On Sunday I slipped out between rain showers, appropriately dressed for the damp, not with any particular task in mind, more a surveying of the plot. Plenty of crouching down and investigating. Mentally marking items for consideration. In the herb bed, amongst last year’s dry stalks, fresh new velvety bundles of catmint leaves, tightly pursed. There are flowers in winter too, delicate lilac blooms on the rosemary. I tended that plant from a single sprig from a friends garden, now it embarrasses with abundance. I spotted a plant nestling in the strawberry patch that looked almost like a strawberry plant, but not quite. My fingers slipped into the cold wet earth to wrestle the impostor. This of course led to spotting dandelions with their tenacious taproots squatting between the roots of the plum tree, these needed careful attention to winkle them out, as they were jostled up against green crocus spikes nosing their way into the air. We have planted two trees in this garden, both fruit bearing, one apple and one plum. They were part of the “One Tree Per Child” project about ten years ago, in which the local council gave away free fruit trees to families and schools. I like to think of them as our small part of the virtual orchard.

It has been a long wet winter, and the earth between my fingers is sodden. Like many people I try to garden for wildlife, minimise cutting back, not be too tidy. This means that the main bed is now a mass of deliquescence, squelch is the word. There is a faint cidery smell in the corner, there were so many apples last year that neither I nor the squirrels could consume them all. Some were bagged up for cider and dispatched to a colleague of my husband who owns a cider press. A good friend to have. Despite myself, I do a little clearing, telling myself that I am making space for the spring bulbs that are bursting through, tulips and alliums. But then I discover a few overwintering ladybirds and decide enough is enough. I also find a jar of ceramic shards that I had been collecting. This harvest rises to the surface every year, these fragments of Victoriana a reminder of others here before us. I gather them up as a gift for my daughter, her current GCSE Art project is on the theme of ‘Fragility’ and she is interested in the Japanese technique of Kintsugi, the art of visibly mending ceramics with gold. Sadly no gold on offer this weekend from my flower beds, just raindrops on (prim)roses.

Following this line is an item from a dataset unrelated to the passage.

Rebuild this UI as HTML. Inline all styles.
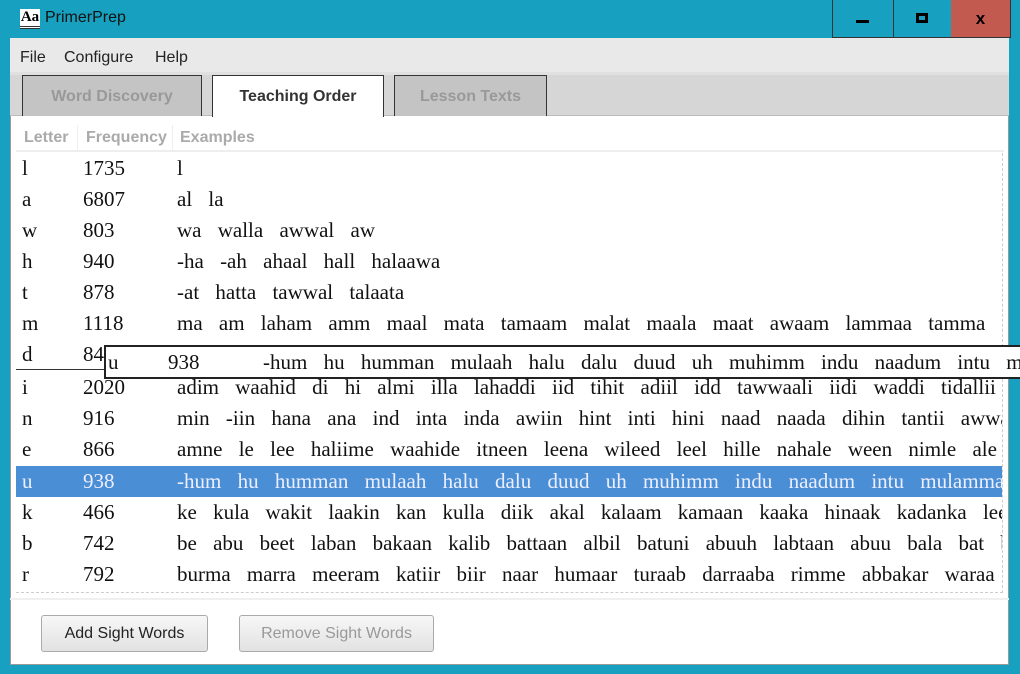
<!DOCTYPE html>
<html><head><meta charset="utf-8"><style>
*{margin:0;padding:0;box-sizing:border-box}
body{width:1020px;height:674px;background:#17a0bf;position:relative;overflow:hidden;font-family:"Liberation Sans",sans-serif}
.abs{position:absolute}
.tb{top:0;height:38px;border:1px solid #333;border-top:none}
.win{left:10px;top:38px;width:999px;height:627px;background:#fff;border:1px solid #999}
.menu{left:10px;top:38px;width:999px;height:34px;background:#e9e9e9;font-size:16px;color:#222}
.menu span{position:absolute;top:11px}
.strip{left:10px;top:72px;width:999px;height:44px;background:#d6d6d6;border-top:3px solid #e0e0e0;border-bottom:1px solid #bbb}
.tab{top:75px;height:41px;border:1px solid #333;border-bottom:none;background:#c4c4c4;color:#999;font-weight:bold;font-size:16px;text-align:center;line-height:42px}
.hdr{top:125px;height:26px;font-size:16px;font-weight:bold;color:#aaa;line-height:26px}
.row{left:16px;width:986px;height:31px;font-family:"Liberation Serif",serif;font-size:21px;color:#111;line-height:31px;white-space:nowrap;overflow:hidden}
.row b{font-weight:normal;position:absolute}
.c1{left:6px}.c2{left:67px}.c3{left:161px;word-spacing:11px}
.sel{background:#4a8fd6;color:#eef}
.btn{top:615px;height:37px;border:1px solid #aaa;border-radius:3px;font-size:16px;line-height:35px;text-align:center;background:linear-gradient(#f7f7f7,#e2e2e2)}
</style></head><body>
<div class="abs" style="left:20px;top:9px;width:20px;height:20px;background:#fff;font-family:'Liberation Serif',serif;font-weight:bold;font-size:15px;line-height:16px;border-bottom:3px double #333;text-align:center">Aa</div>
<div class="abs" style="left:45px;top:9px;font-size:16px;color:#111">PrimerPrep</div>
<div class="abs tb" style="left:832px;width:62px"><div class="abs" style="left:23px;top:20px;width:13px;height:3px;background:#000"></div></div>
<div class="abs tb" style="left:893px;width:59px;border-left:none"><div class="abs" style="left:23px;top:13px;width:12px;height:10px;border:3px solid #000"></div></div>
<div class="abs tb" style="left:951px;width:60px;background:#c35a50;border-left:none;font-weight:bold;font-size:17px;text-align:center;line-height:38px">x</div>
<div class="abs win"></div>
<div class="abs menu"><span style="left:10px">File</span><span style="left:54px">Configure</span><span style="left:145px">Help</span></div>
<div class="abs strip"></div>
<div class="abs tab" style="left:22px;width:180px">Word Discovery</div>
<div class="abs tab" style="left:212px;width:172px;background:#fff;color:#333;height:42px">Teaching Order</div>
<div class="abs tab" style="left:394px;width:153px">Lesson Texts</div>
<div class="abs" style="left:16px;top:124px;width:988px;height:28px;border-bottom:2px solid #eee"></div>
<div class="abs hdr" style="left:24px">Letter</div>
<div class="abs" style="left:77px;top:125px;width:1px;height:26px;background:#eee"></div>
<div class="abs hdr" style="left:86px">Frequency</div>
<div class="abs" style="left:172px;top:125px;width:1px;height:26px;background:#eee"></div>
<div class="abs hdr" style="left:180px">Examples</div>
<div class="abs" style="left:1002px;top:153px;height:440px;border-left:1px dashed #ccc"></div>
<div class="abs" style="left:16px;top:592px;width:987px;border-top:1px dashed #ccc"></div>
<div class="abs" style="left:10px;top:598px;width:999px;border-top:2px solid #f0f0f0"></div>

<div class="abs row" style="top:153px"><b class="c1">l</b><b class="c2">1735</b><b class="c3">l</b></div>
<div class="abs row" style="top:184px"><b class="c1">a</b><b class="c2">6807</b><b class="c3">al la</b></div>
<div class="abs row" style="top:215px"><b class="c1">w</b><b class="c2">803</b><b class="c3">wa walla awwal aw</b></div>
<div class="abs row" style="top:246px"><b class="c1">h</b><b class="c2">940</b><b class="c3">-ha -ah ahaal hall halaawa</b></div>
<div class="abs row" style="top:277px"><b class="c1">t</b><b class="c2">878</b><b class="c3">-at hatta tawwal talaata</b></div>
<div class="abs row" style="top:308px"><b class="c1">m</b><b class="c2">1118</b><b class="c3">ma am laham amm maal mata tamaam malat maala maat awaam lammaa tamma ma</b></div>
<div class="abs row" style="top:339px;border-bottom:1px solid #333"><b class="c1">d</b><b class="c2">840</b></div>
<div class="abs row" style="top:372px"><b class="c1">i</b><b class="c2">2020</b><b class="c3">adim waahid di hi almi illa lahaddi iid tihit adiil idd tawwaali iidi waddi tidallii a</b></div>
<div class="abs row" style="top:403px"><b class="c1">n</b><b class="c2">916</b><b class="c3">min -iin hana ana ind inta inda awiin hint inti hini naad naada dihin tantii awwala</b></div>
<div class="abs row" style="top:434px"><b class="c1">e</b><b class="c2">866</b><b class="c3">amne le lee haliime waahide itneen leena wileed leel hille nahale ween nimle ale e</b></div>
<div class="abs row sel" style="top:466px"><b class="c1">u</b><b class="c2">938</b><b class="c3">-hum hu humman mulaah halu dalu duud uh muhimm indu naadum intu mulamma</b></div>
<div class="abs row" style="top:497px"><b class="c1">k</b><b class="c2">466</b><b class="c3">ke kula wakit laakin kan kulla diik akal kalaam kamaan kaaka hinaak kadanka lee</b></div>
<div class="abs row" style="top:528px"><b class="c1">b</b><b class="c2">742</b><b class="c3">be abu beet laban bakaan kalib battaan albil batuni abuuh labtaan abuu bala bat b</b></div>
<div class="abs row" style="top:559px"><b class="c1">r</b><b class="c2">792</b><b class="c3">burma marra meeram katiir biir naar humaar turaab darraaba rimme abbakar waraa</b></div>

<div class="abs" style="left:104px;top:345px;width:930px;height:34px;background:#fff;border:2px solid #222;font-family:'Liberation Serif',serif;font-size:21px;line-height:30px;white-space:nowrap;overflow:hidden;color:#111">
<span class="abs" style="left:2px">u</span><span class="abs" style="left:62px">938</span><span class="abs" style="left:157px;word-spacing:11px">-hum hu humman mulaah halu dalu duud uh muhimm indu naadum intu mulamma</span></div>

<div class="abs btn" style="left:41px;width:167px;color:#222">Add Sight Words</div>
<div class="abs btn" style="left:239px;width:195px;color:#999">Remove Sight Words</div>
</body></html>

The damp has also penetrated the birdfeeder, a clump of mouldy seed so waterlogged at the bottom of the plastic tube that there is even an individual heroically germinating. In the words of Jeff Goldblum in Jurassic Park “Life, uh, finds a way”. It was however a very satisfying job to dismantle and clear out the mouldy mass, scrub and disinfect everything with my RSPB approved spray, dry, reassemble and refill with fresh seed. Within a minute of rehanging the feeder had been discovered by the noisy sparrow gang. I felt successful. I can’t smash the patriarchy or solve the climate crisis, but I can feed the birds. That will have to be enough for now.

This Friday I am starting 19 week course at Grow Wilder, a wildlife-gardening and sustainable food-growing demonstration hub in Bristol . I am very much looking forward to improving my practical skills and also hopefully meeting some like-minded people.